About the Expressiveness of D

Brad Roberts braddr at puremagic.com
Fri Apr 5 14:36:07 PDT 2013


On 4/5/13 11:17 AM, Jonathan M Davis wrote:
> On Friday, April 05, 2013 13:13:29 Chad Joan wrote:
>> On 04/02/2013 10:44 PM, Andrei Alexandrescu wrote:
>>> I think it leads to writing less repetitive unittests.
>>>
>>> If we did datetime all over again, I'd give a budget of 2000 lines for
>>> all functionality. I bet the solution would be better.
>>>
>>>
>>> Andrei
>>
>> My problem with datetime is that it is too monolithic. I really wish it
>> was split into about 3 different modules. This is frustrating from a
>> user-perspective. The docs for that thing can easily make someone's
>> eyes gloss over.
>>
>> If you split it up, then the LOC per module would become smaller too, as
>> a side-effect.
>
> If/Once some variant of DIPs 15 or 16 is implemented, we'll be able to
> transparently turn modules into packages - making the package have the same
> name as the old module and split what was in the old module across multiple
> modules in the new package. Code will then work exactly as before, importing
> the package as it were a module but allowing you to import the modules in the
> package directly in new code if you want to.
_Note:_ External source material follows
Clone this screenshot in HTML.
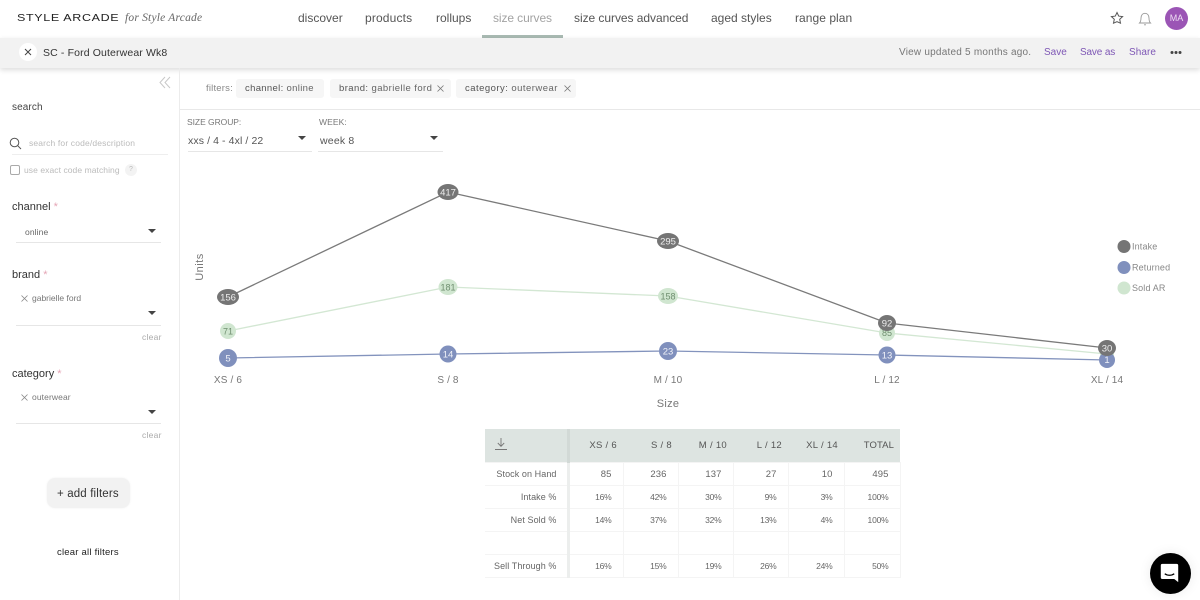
<!DOCTYPE html>
<html lang="en"><head><meta charset="utf-8"><title>Style Arcade - size curves</title>
<style>
html,body{margin:0;padding:0;background:#fff}
body{width:1200px;height:600px;overflow:hidden;position:relative;font-family:"Liberation Sans",sans-serif;color:#555}
.t{position:absolute;white-space:nowrap;line-height:16px;height:16px}
.b{position:absolute}
.nav{font-size:12px;color:#555;top:10px}
.g{font-size:9.5px;color:#777;letter-spacing:.2px}
.lab{font-size:11px;color:#333;left:12px}
.lab i{font-style:normal;color:#e5a5b5}
.ln{position:absolute;height:1px;background:#e6e6e6}
.arr{position:absolute;width:0;height:0;border-left:4px solid transparent;border-right:4px solid transparent;border-top:4px solid #444}
.chip{position:absolute;top:79px;height:19px;background:#f6f6f6;border-radius:3px}
table{position:absolute;left:485px;top:429px;width:415px;border-collapse:collapse;table-layout:fixed;font-size:9.5px;color:#666;letter-spacing:.1px}
th{background:#dde4e1;height:33px;padding:0 6px 0 0;text-align:right;font-weight:normal;font-size:9.5px;color:#555;letter-spacing:.3px;border:0}
td{padding:0 11px 0 0;text-align:right;border:1px solid #f4f4f4;height:22px;box-sizing:border-box}
td:first-child{padding-right:10px;border-right:3px solid #eceeed;border-left:0;font-size:9px;letter-spacing:.08px}
th:first-child{border-right:3px solid #d2d9d6}
tr.p td{font-size:8.5px;letter-spacing:-.2px}
tr.p td:first-child{font-size:9px;letter-spacing:.08px}
</style></head><body>

<!-- header -->
<div class="t" style="left:17px;top:10px;font-size:10.5px;color:#222;letter-spacing:.55px;transform-origin:0 50%;transform:scaleX(1.19)">STYLE ARCADE</div>
<div class="t" style="left:125px;top:10px;font:italic 11.5px/16px 'Liberation Serif',serif;color:#666;letter-spacing:.2px">for Style Arcade</div>
<div class="t nav" style="left:298px">discover</div>
<div class="t nav" style="left:365px;letter-spacing:.15px">products</div>
<div class="t nav" style="left:436px">rollups</div>
<div class="t nav" style="left:493px;color:#a3a3a3;letter-spacing:-.1px">size curves</div>
<div class="b" style="left:482px;top:35px;width:81px;height:2.5px;background:#a9bab3"></div>
<div class="t nav" style="left:574px;letter-spacing:-.05px">size curves advanced</div>
<div class="t nav" style="left:711px">aged styles</div>
<div class="t nav" style="left:795px;letter-spacing:.05px">range plan</div>

<svg class="b" style="left:1110px;top:11px" width="14" height="14" viewBox="0 0 14 14"><path d="M7 1.500l1.700 3.600 3.900.5-2.900 2.700.8 3.900L7 10.700l-3.500 1.500.8-3.900L1.400 5.600l3.900-.5z" fill="none" stroke="#555" stroke-width="1"/></svg>
<svg class="b" style="left:1138px;top:11px" width="14" height="15" viewBox="0 0 14 15"><path d="M1.500 12c1-1 1.500-2 1.500-5 0-2.700 1.600-4.700 4-4.700s4 2 4 4.700c0 3 .5 4 1.500 5zM6 13.800h2" fill="none" stroke="#999" stroke-width=".9"/></svg>
<div class="b" style="left:1165px;top:7px;width:23px;height:23px;border-radius:50%;background:#9b55b5;color:#eedff3;font-size:9px;line-height:23px;text-align:center">MA</div>

<!-- title bar -->
<div class="b" style="left:0;top:38px;width:1200px;height:30px;background:#f2f2f2;box-shadow:0 2px 5px rgba(0,0,0,.14)"></div>
<div class="b" style="left:19px;top:43px;width:18px;height:18px;border-radius:50%;background:#fff"></div>
<svg class="b" style="left:24px;top:48px" width="8" height="8" viewBox="0 0 8 8"><path d="M1 1l6 6M7 1l-6 6" stroke="#444" stroke-width="1"/></svg>
<div class="t" style="left:43px;top:45px;font-size:10.5px;color:#333;letter-spacing:.13px">SC - Ford Outerwear Wk8</div>
<div class="t" style="left:899px;top:45px;font-size:10px;color:#777;letter-spacing:.22px">View updated 5 months ago.</div>
<div class="t" style="left:1044px;top:45px;font-size:10px;color:#7e57b5">Save</div>
<div class="t" style="left:1080px;top:45px;font-size:10px;color:#7e57b5;letter-spacing:-.15px">Save as</div>
<div class="t" style="left:1129px;top:45px;font-size:10px;color:#7e57b5;letter-spacing:.05px">Share</div>
<svg class="b" style="left:1170px;top:50px" width="12" height="5"><circle cx="2" cy="2.500" r="1.500" fill="#444"/><circle cx="6" cy="2.500" r="1.500" fill="#444"/><circle cx="10" cy="2.500" r="1.500" fill="#444"/></svg>

<!-- sidebar -->
<div class="b" style="left:179px;top:68px;width:1px;height:532px;background:#ececec"></div>
<svg class="b" style="left:159px;top:76px" width="12" height="13" viewBox="0 0 12 13"><path d="M6 1L1 6.500 6 12M11 1L6 6.500 11 12" fill="none" stroke="#c8c8c8" stroke-width="1"/></svg>
<div class="t" style="left:12px;top:100px;font-size:10px;color:#444;letter-spacing:.1px">search</div>
<svg class="b" style="left:9px;top:137px" width="13" height="13" viewBox="0 0 13 13"><circle cx="5.500" cy="5.500" r="4.300" fill="none" stroke="#555"/><path d="M8.700 8.700l3.300 3.300" stroke="#555"/></svg>
<div class="t" style="left:29px;top:135px;font-size:8.5px;color:#bbb;letter-spacing:.15px">search for code/description</div>
<div class="ln" style="left:12px;top:154px;width:156px;background:#eee"></div>
<div class="b" style="left:10px;top:165px;width:8px;height:8px;border:1px solid #aaa;border-radius:2px"></div>
<div class="t" style="left:24px;top:162px;font-size:8.5px;color:#bbb;letter-spacing:.07px">use exact code matching</div>
<div class="b" style="left:125px;top:164px;width:12px;height:12px;border-radius:50%;background:#f3f3f3;color:#bbb;font-size:7px;line-height:12px;text-align:center">?</div>

<div class="t lab" style="top:199px">channel <i>*</i></div>
<div class="t" style="left:25px;top:224px;font-size:8.5px;color:#666;letter-spacing:.1px">online</div>
<div class="arr" style="left:148px;top:229px"></div>
<div class="ln" style="left:16px;top:242px;width:145px"></div>

<div class="t lab" style="top:267px">brand <i>*</i></div>
<svg class="b" style="left:21px;top:295px" width="7" height="7"><path d="M.5.500l6 6M6.500.500l-6 6" stroke="#888" stroke-width=".8"/></svg>
<div class="t" style="left:32px;top:290px;font-size:8.5px;color:#777">gabrielle ford</div>
<div class="arr" style="left:148px;top:311px"></div>
<div class="ln" style="left:16px;top:325px;width:145px"></div>
<div class="t" style="left:142px;top:329px;font-size:8.5px;color:#aaa;letter-spacing:.25px">clear</div>

<div class="t lab" style="top:366px">category <i>*</i></div>
<svg class="b" style="left:21px;top:394px" width="7" height="7"><path d="M.5.500l6 6M6.500.500l-6 6" stroke="#888" stroke-width=".8"/></svg>
<div class="t" style="left:32px;top:389px;font-size:8.5px;color:#777;letter-spacing:.1px">outerwear</div>
<div class="arr" style="left:148px;top:410px"></div>
<div class="ln" style="left:16px;top:423px;width:145px"></div>
<div class="t" style="left:142px;top:427px;font-size:8.5px;color:#aaa;letter-spacing:.25px">clear</div>

<div class="b" style="left:47px;top:478px;width:83px;height:30px;border-radius:8px;background:#f2f2f2;box-shadow:0 0 2px rgba(0,0,0,.06)"></div>
<div class="t" style="left:57px;top:486px;font-size:11.5px;color:#333;letter-spacing:.15px">+ add filters</div>
<div class="t" style="left:57px;top:545px;font-size:9.5px;color:#222;letter-spacing:.22px">clear all filters</div>

<!-- filters row -->
<div class="t g" style="left:206px;top:81px;color:#888">filters:</div>
<div class="chip" style="left:236px;width:88px"></div>
<div class="t" style="left:245px;top:81px;font-size:9.5px;color:#666;letter-spacing:.33px"><span style="color:#555">channel:</span> online</div>
<div class="chip" style="left:330px;width:121px"></div>
<div class="t" style="left:339px;top:81px;font-size:9.5px;color:#666;letter-spacing:.42px"><span style="color:#555">brand:</span> gabrielle ford</div>
<svg class="b" style="left:437px;top:85px" width="7" height="7"><path d="M.5.500l6 6M6.500.500l-6 6" stroke="#777" stroke-width=".8"/></svg>
<div class="chip" style="left:456px;width:120px"></div>
<div class="t" style="left:465px;top:81px;font-size:9.5px;color:#666;letter-spacing:.47px"><span style="color:#555">category:</span> outerwear</div>
<svg class="b" style="left:564px;top:85px" width="7" height="7"><path d="M.5.500l6 6M6.500.500l-6 6" stroke="#777" stroke-width=".8"/></svg>
<div class="ln" style="left:180px;top:109px;width:1020px;background:#e8e8e8"></div>

<!-- selectors -->
<div class="t" style="left:187px;top:114px;font-size:8.5px;color:#777;letter-spacing:-.05px">SIZE GROUP:</div>
<div class="t" style="left:188px;top:133px;font-size:10.5px;color:#555;letter-spacing:.1px">xxs / 4 - 4xl / 22</div>
<div class="arr" style="left:298px;top:136px"></div>
<div class="ln" style="left:188px;top:151px;width:124px"></div>
<div class="t" style="left:319px;top:114px;font-size:8.5px;color:#777;letter-spacing:.1px">WEEK:</div>
<div class="t" style="left:320px;top:133px;font-size:10.5px;color:#555;letter-spacing:.2px">week 8</div>
<div class="arr" style="left:430px;top:136px"></div>
<div class="ln" style="left:318px;top:151px;width:125px"></div>

<!-- chart -->
<svg class="b" style="left:0;top:0" width="1200" height="600" viewBox="0 0 1200 600" font-family="'Liberation Sans',sans-serif" text-anchor="middle">
<polyline points="228,331 448,287 668,296 887,333 1107,354" fill="none" stroke="#d3e7d3" stroke-width="1.3"/>
<polyline points="228,358 448,354 668,351 887,355 1107,360" fill="none" stroke="#8393bd" stroke-width="1.3"/>
<polyline points="228,297 448,192 668,241 887,323 1107,348" fill="none" stroke="#7a7a7a" stroke-width="1.3"/>
<g fill="#d0e6d0"><circle cx="228" cy="331" r="8"/><ellipse cx="448" cy="287" rx="9.5" ry="8"/><ellipse cx="668" cy="296" rx="10" ry="8"/><circle cx="887" cy="333" r="8"/><circle cx="1107" cy="354" r="7"/></g>
<g fill="#6f8f6f" font-size="9"><text x="228" y="334.500">71</text><text x="448" y="290.500">181</text><text x="668" y="299.500">158</text><text x="887" y="336">85</text></g>
<g fill="#8090bd"><circle cx="228" cy="358" r="9"/><circle cx="448" cy="354" r="8.5"/><circle cx="668" cy="351" r="9"/><circle cx="887" cy="355" r="8.5"/><circle cx="1107" cy="360" r="8"/></g>
<g fill="#f0f2f8" font-size="9.5"><text x="228" y="361.500">5</text><text x="448" y="357.500">14</text><text x="668" y="354.500">23</text><text x="887" y="358.500">13</text><text x="1107" y="363">1</text></g>
<g fill="#757575"><ellipse cx="228" cy="297" rx="11" ry="8"/><ellipse cx="448" cy="192" rx="10.5" ry="8"/><ellipse cx="668" cy="241" rx="11" ry="8"/><ellipse cx="887" cy="323" rx="9" ry="8"/><ellipse cx="1107" cy="348" rx="9" ry="8"/></g>
<g fill="#eee" font-size="9.5"><text x="228" y="300.500">156</text><text x="448" y="195.500">417</text><text x="668" y="244.500">295</text><text x="887" y="326.500">92</text><text x="1107" y="351.500">30</text></g>
<g fill="#777" font-size="10" letter-spacing=".15"><text x="228" y="383">XS / 6</text><text x="448" y="383">S / 8</text><text x="668" y="383">M / 10</text><text x="887" y="383">L / 12</text><text x="1107" y="383">XL / 14</text></g>
<text x="668" y="407" fill="#777" font-size="11" letter-spacing=".3">Size</text>
<text transform="translate(203,267) rotate(-90)" fill="#777" font-size="11" letter-spacing=".5">Units</text>
<circle cx="1124" cy="246.500" r="6.5" fill="#757575"/><circle cx="1124" cy="267.500" r="6.5" fill="#8090bd"/><circle cx="1124" cy="288" r="6.5" fill="#d0e6d0"/>
<g fill="#888" font-size="9" text-anchor="start" letter-spacing=".15"><text x="1132" y="249.500">Intake</text><text x="1132" y="270.500">Returned</text><text x="1132" y="291">Sold AR</text></g>
</svg>

<!-- table -->
<table>
<colgroup><col style="width:83px"><col style="width:55px"><col style="width:55px"><col style="width:55px"><col style="width:55px"><col style="width:56px"><col style="width:56px"></colgroup>
<tr><th></th><th>XS / 6</th><th>S / 8</th><th>M / 10</th><th>L / 12</th><th>XL / 14</th><th style="letter-spacing:.1px">TOTAL</th></tr>
<tr style="height:23px"><td>Stock on Hand</td><td>85</td><td>236</td><td>137</td><td>27</td><td>10</td><td>495</td></tr>
<tr class="p" style="height:23px"><td>Intake %</td><td>16%</td><td>42%</td><td>30%</td><td>9%</td><td>3%</td><td>100%</td></tr>
<tr class="p" style="height:23px"><td>Net Sold %</td><td>14%</td><td>37%</td><td>32%</td><td>13%</td><td>4%</td><td>100%</td></tr>
<tr style="height:23px"><td>&nbsp;</td><td></td><td></td><td></td><td></td><td></td><td></td></tr>
<tr class="p" style="height:23px"><td>Sell Through %</td><td>16%</td><td>15%</td><td>19%</td><td>26%</td><td>24%</td><td>50%</td></tr>
</table>
<svg class="b" style="left:494px;top:437px" width="14" height="14" viewBox="0 0 14 14"><path d="M7 1v8M3.800 6L7 9.300 10.200 6M1 12.500h12" fill="none" stroke="#777" stroke-width=".9"/></svg>

<!-- chat -->
<div class="b" style="left:1150px;top:553px;width:41px;height:41px;border-radius:50%;background:#000;box-shadow:0 0 12px rgba(0,0,0,.08)"></div>
<svg class="b" style="left:1160px;top:563px" width="19" height="20" viewBox="0 0 24 25"><path d="M3 1h18a2 2 0 0 1 2 2v21l-5-4H3a2 2 0 0 1-2-2V3a2 2 0 0 1 2-2z" fill="#fff"/><path d="M6 13.500c3.500 2.500 8.500 2.500 12 0" fill="none" stroke="#000" stroke-width="1.6"/></svg>
</body></html>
Then we'll be able to split up
> larger modules like std.algorithm or std.datetime if we want to - without
> breaking anyone's code.
>
> Once that's available, I have every intention of splitting up std.datetime
> into separate modules, but doing so before that would break code, which I
> don't want to do.
>
> - Jonathan M Davis
>

I believe it's really not a module issue at all, but a doc issue.  The 
two are directly tied today, but I have _no_ problem with importing the 
module and using it as is.  Yes, it's large in terms of lines in the 
file, but really, who's affected by that and how often.  Few and seldom. 
  Breaking it up just because of docs is like ripping a book into 10 
books just because you want to only carry one chapter around.